> What needs to be done
Type out the complete listing below word for word, without its pictures.

> Material provided
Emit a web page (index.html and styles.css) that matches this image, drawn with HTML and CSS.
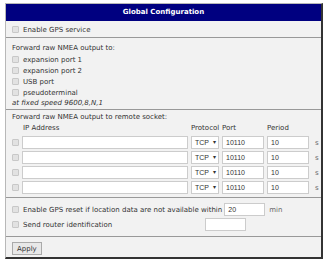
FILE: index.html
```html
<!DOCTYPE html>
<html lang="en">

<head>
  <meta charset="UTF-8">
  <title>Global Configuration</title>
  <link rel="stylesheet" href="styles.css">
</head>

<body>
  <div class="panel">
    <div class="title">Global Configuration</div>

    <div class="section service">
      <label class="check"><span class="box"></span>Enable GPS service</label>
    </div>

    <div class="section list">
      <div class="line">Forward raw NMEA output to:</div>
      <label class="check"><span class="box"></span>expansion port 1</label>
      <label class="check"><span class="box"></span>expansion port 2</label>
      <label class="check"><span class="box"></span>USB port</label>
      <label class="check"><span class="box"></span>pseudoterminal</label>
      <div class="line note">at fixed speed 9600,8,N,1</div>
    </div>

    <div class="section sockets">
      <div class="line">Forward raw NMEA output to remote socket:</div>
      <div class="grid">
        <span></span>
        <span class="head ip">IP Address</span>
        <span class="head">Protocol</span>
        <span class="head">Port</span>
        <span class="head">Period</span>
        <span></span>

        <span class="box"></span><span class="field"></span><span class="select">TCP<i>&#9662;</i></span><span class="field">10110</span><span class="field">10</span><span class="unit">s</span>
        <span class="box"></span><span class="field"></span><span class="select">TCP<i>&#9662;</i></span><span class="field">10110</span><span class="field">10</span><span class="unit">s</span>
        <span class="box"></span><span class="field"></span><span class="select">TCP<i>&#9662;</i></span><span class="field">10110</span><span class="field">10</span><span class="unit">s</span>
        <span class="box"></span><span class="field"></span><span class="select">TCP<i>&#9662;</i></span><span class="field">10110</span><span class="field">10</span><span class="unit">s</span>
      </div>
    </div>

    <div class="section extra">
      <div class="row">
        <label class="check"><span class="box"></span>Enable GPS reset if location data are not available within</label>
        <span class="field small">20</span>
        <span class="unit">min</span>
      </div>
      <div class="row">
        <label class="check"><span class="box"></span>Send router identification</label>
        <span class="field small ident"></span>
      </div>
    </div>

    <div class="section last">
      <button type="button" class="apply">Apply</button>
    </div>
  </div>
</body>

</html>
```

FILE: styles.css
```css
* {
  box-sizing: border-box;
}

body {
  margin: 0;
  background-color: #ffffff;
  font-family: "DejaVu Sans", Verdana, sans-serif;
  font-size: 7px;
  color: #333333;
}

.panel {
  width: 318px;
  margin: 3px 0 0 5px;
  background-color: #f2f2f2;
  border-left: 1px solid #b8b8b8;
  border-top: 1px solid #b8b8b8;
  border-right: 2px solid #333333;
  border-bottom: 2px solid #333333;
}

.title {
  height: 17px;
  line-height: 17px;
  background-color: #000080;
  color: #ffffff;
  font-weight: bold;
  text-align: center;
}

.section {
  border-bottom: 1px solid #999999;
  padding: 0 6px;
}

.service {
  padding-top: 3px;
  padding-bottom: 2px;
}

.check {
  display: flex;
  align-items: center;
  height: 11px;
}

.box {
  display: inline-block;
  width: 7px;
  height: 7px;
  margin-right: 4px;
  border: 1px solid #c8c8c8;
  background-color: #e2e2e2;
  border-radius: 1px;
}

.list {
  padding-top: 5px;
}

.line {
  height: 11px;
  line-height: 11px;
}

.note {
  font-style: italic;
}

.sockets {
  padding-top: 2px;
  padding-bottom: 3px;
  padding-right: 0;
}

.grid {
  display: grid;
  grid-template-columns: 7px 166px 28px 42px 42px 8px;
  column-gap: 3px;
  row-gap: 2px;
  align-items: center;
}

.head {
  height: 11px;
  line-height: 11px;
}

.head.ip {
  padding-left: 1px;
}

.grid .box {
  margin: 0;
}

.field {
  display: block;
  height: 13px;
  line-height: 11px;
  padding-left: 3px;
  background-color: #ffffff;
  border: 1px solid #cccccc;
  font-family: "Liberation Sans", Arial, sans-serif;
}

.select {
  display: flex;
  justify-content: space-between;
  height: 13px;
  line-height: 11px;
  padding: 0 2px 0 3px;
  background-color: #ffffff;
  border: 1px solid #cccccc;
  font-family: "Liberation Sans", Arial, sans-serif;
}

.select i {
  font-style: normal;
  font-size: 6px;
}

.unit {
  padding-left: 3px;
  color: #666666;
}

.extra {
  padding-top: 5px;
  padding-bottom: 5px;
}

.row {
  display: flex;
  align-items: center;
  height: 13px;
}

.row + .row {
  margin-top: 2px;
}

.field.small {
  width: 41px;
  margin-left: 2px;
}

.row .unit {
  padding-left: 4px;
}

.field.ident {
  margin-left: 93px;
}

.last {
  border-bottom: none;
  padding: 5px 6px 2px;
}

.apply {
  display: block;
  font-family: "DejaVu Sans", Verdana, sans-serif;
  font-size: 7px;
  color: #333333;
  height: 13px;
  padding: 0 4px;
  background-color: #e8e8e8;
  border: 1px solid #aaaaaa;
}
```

> Solution to this exercise
Emit a web page (index.html and styles.css) that matches this image, drawn with HTML and CSS.
FILE: index.html
```html
<!DOCTYPE html>
<html lang="en">

<head>
  <meta charset="UTF-8">
  <title>Global Configuration</title>
  <link rel="stylesheet" href="styles.css">
</head>

<body>
  <div class="panel">
    <div class="title">Global Configuration</div>

    <div class="section service">
      <label class="check"><span class="box"></span>Enable GPS service</label>
    </div>

    <div class="section list">
      <div class="line">Forward raw NMEA output to:</div>
      <label class="check"><span class="box"></span>expansion port 1</label>
      <label class="check"><span class="box"></span>expansion port 2</label>
      <label class="check"><span class="box"></span>USB port</label>
      <label class="check"><span class="box"></span>pseudoterminal</label>
      <div class="line note">at fixed speed 9600,8,N,1</div>
    </div>

    <div class="section sockets">
      <div class="line">Forward raw NMEA output to remote socket:</div>
      <div class="grid">
        <span></span>
        <span class="head ip">IP Address</span>
        <span class="head">Protocol</span>
        <span class="head">Port</span>
        <span class="head">Period</span>
        <span></span>

        <span class="box"></span><span class="field"></span><span class="select">TCP<i>&#9662;</i></span><span class="field">10110</span><span class="field">10</span><span class="unit">s</span>
        <span class="box"></span><span class="field"></span><span class="select">TCP<i>&#9662;</i></span><span class="field">10110</span><span class="field">10</span><span class="unit">s</span>
        <span class="box"></span><span class="field"></span><span class="select">TCP<i>&#9662;</i></span><span class="field">10110</span><span class="field">10</span><span class="unit">s</span>
        <span class="box"></span><span class="field"></span><span class="select">TCP<i>&#9662;</i></span><span class="field">10110</span><span class="field">10</span><span class="unit">s</span>
      </div>
    </div>

    <div class="section extra">
      <div class="row">
        <label class="check"><span class="box"></span>Enable GPS reset if location data are not available within</label>
        <span class="field small">20</span>
        <span class="unit">min</span>
      </div>
      <div class="row">
        <label class="check"><span class="box"></span>Send router identification</label>
        <span class="field small ident"></span>
      </div>
    </div>

    <div class="section last">
      <button type="button" class="apply">Apply</button>
    </div>
  </div>
</body>

</html>
```

FILE: styles.css
```css
* {
  box-sizing: border-box;
}

body {
  margin: 0;
  background-color: #ffffff;
  font-family: "DejaVu Sans", Verdana, sans-serif;
  font-size: 7px;
  color: #333333;
}

.panel {
  width: 318px;
  margin: 3px 0 0 5px;
  background-color: #f2f2f2;
  border-left: 1px solid #b8b8b8;
  border-top: 1px solid #b8b8b8;
  border-right: 2px solid #333333;
  border-bottom: 2px solid #333333;
}

.title {
  height: 17px;
  line-height: 17px;
  background-color: #000080;
  color: #ffffff;
  font-weight: bold;
  text-align: center;
}

.section {
  border-bottom: 1px solid #999999;
  padding: 0 6px;
}

.service {
  padding-top: 3px;
  padding-bottom: 2px;
}

.check {
  display: flex;
  align-items: center;
  height: 11px;
}

.box {
  display: inline-block;
  width: 7px;
  height: 7px;
  margin-right: 4px;
  border: 1px solid #c8c8c8;
  background-color: #e2e2e2;
  border-radius: 1px;
}

.list {
  padding-top: 5px;
}

.line {
  height: 11px;
  line-height: 11px;
}

.note {
  font-style: italic;
}

.sockets {
  padding-top: 2px;
  padding-bottom: 3px;
  padding-right: 0;
}

.grid {
  display: grid;
  grid-template-columns: 7px 166px 28px 42px 42px 8px;
  column-gap: 3px;
  row-gap: 2px;
  align-items: center;
}

.head {
  height: 11px;
  line-height: 11px;
}

.head.ip {
  padding-left: 1px;
}

.grid .box {
  margin: 0;
}

.field {
  display: block;
  height: 13px;
  line-height: 11px;
  padding-left: 3px;
  background-color: #ffffff;
  border: 1px solid #cccccc;
  font-family: "Liberation Sans", Arial, sans-serif;
}

.select {
  display: flex;
  justify-content: space-between;
  height: 13px;
  line-height: 11px;
  padding: 0 2px 0 3px;
  background-color: #ffffff;
  border: 1px solid #cccccc;
  font-family: "Liberation Sans", Arial, sans-serif;
}

.select i {
  font-style: normal;
  font-size: 6px;
}

.unit {
  padding-left: 3px;
  color: #666666;
}

.extra {
  padding-top: 5px;
  padding-bottom: 5px;
}

.row {
  display: flex;
  align-items: center;
  height: 13px;
}

.row + .row {
  margin-top: 2px;
}

.field.small {
  width: 41px;
  margin-left: 2px;
}

.row .unit {
  padding-left: 4px;
}

.field.ident {
  margin-left: 93px;
}

.last {
  border-bottom: none;
  padding: 5px 6px 2px;
}

.apply {
  display: block;
  font-family: "DejaVu Sans", Verdana, sans-serif;
  font-size: 7px;
  color: #333333;
  height: 13px;
  padding: 0 4px;
  background-color: #e8e8e8;
  border: 1px solid #aaaaaa;
}
```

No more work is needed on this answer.